“一杰!我知道你还在怨我当年……!”
“诶!那道真没有,我承认刚去日本那几年我是真的怨过你,我想不明白大哥你怎么就可以这么狠心不要我!怎么可以让我……”顾一杰突然眼神中流露出一丝不易察觉的恨意与寒意。
“可后来慢慢长大,发现我上的是贵族学校身边的同学统统非富即贵,12岁的时候我就有了自己的专属马术老师,爸爸还送了一座属于我自己的专属马场,……啧!这一切是我做顾一杰,一生都无法肖想的,后来我就开始慢慢接受我是——山崎宏赐了!”一杰慢慢的闭上眼睛,强忍着眼眶里的泪水。
“一杰!大哥不奢求你能原谅我!只要你过的好大哥就心满意足了!”顾一野心疼的看着眼前犹如照镜子般的亲弟弟。
“好!我怎么会不好!大哥你给我选的人生怎么会不好!”顾一杰眼里闪过一道寒光。
再次见到一杰的顾一野自是打心底的开心,开心到似乎都忘记了一杰是怎样知道通过这种途径可以找到自己的!或许是这一切和能再见到一杰的喜悦相比都不算什么了。
“不过言归正传,我这次找你确实是有一桩我不便解决的事情!”顾一杰挑起一双和大哥一摸一样的瑞凤眼。
“一杰你是遇到什么麻烦了吗?!听大哥的,这是违法的!若是真解决不了还可以通过法律途径……你不能……”顾一野自是不能看到一杰走上这条歧途。
“违法……你对我说这些你不觉得很可笑吗?!钱!今早我已经付过了,你只需要按我的要求做事就可以了!顾先生!”一杰的态度即是顾一野意料之中也是意料之外的。
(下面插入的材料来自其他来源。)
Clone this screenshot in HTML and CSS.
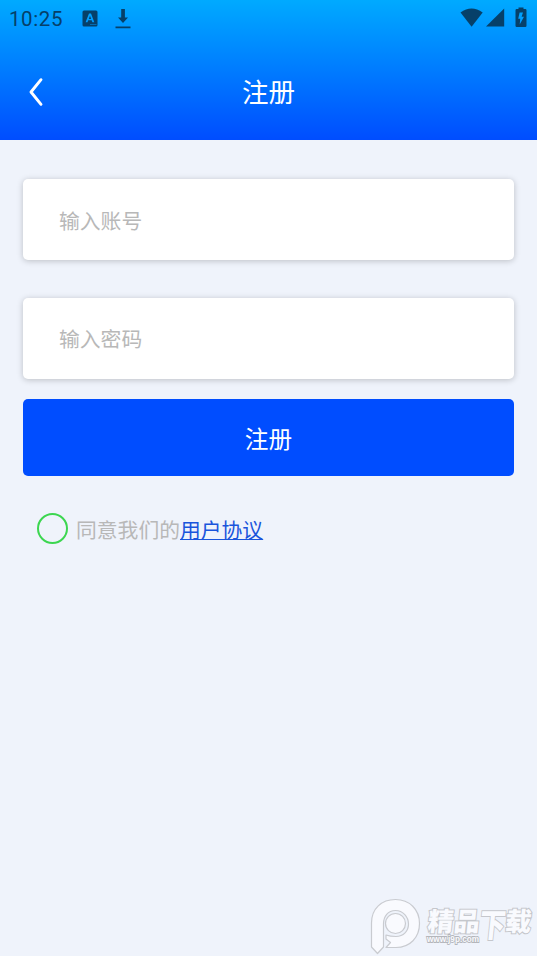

但看到眼前一杰的笃定,想必自己现在这个身份的劝诫终将是徒劳!
“行!我等你通知!”顾一野的声音听上去空洞且无力。
“这就对了嘛!你可以回去了!”一杰转身重新坐回到那张背对着顾一野的书椅上以示沟通终止!
“不要,我不要吃药,爸爸不要!……求您了啊!……”一杰满头大汗的从床上坐起。头痛欲裂的他双手紧紧抱住头“泰臣!泰臣!……!”黑色夹克的男人闻声快速提着医药箱跑进来“宏赐少爷!我这就给您打针!”
吗啡的药效很快发挥作用,疼痛止住了的一杰,揩拭着额头的汗水,微微轻喘。“夫人刚刚打电话来了,您还是给她回一个吧!”泰臣将手机递给顾一杰。
“嗯!”
“妈妈!是!我很好!您不用担心,有泰臣在我身边您放心!我会按时打针吃药的!………”顾一杰在电话里细心安慰着,长年极尽残酷的脑力开发训练里,继母的存在似乎是自己唯一的慰藉!
挂断电话的一杰走进浴室为自己放了一池冷水,整个人沐浴其中,刺骨的凉意引得他止不住颤栗。大哥一定想不到百般算计为自己谋求的好人生尽会是这般!曾几何时他自己也想不通继父为何会逼自己吃哪些开发智力的违禁药物,逼他做那些痛苦的实验!他更想不通为何自己年纪轻轻竟然会是一个脑癌晚期患者!看来他顾一杰终是无福消受从大哥哪里偷来的人生!头痛发作的频率意味着老天留给他的时间不多了,他需要替大哥解决掉一切麻烦,把自己从他那儿偷来的人生还给他!以前都是大哥为自己解决问题,这次他也想最后为大哥做些什么!沐浴完毕的顾一杰从浴室柜里取出一块水磨石,被水浸泡过后的手指皮肤早已发胀发软,水磨石在这样的手指皮肤上反复摩擦后,手指皮肤渐渐变的血迹斑斑。待到伤口结痂愈合,再几经反复后一个正常人的指纹就将彻底消失。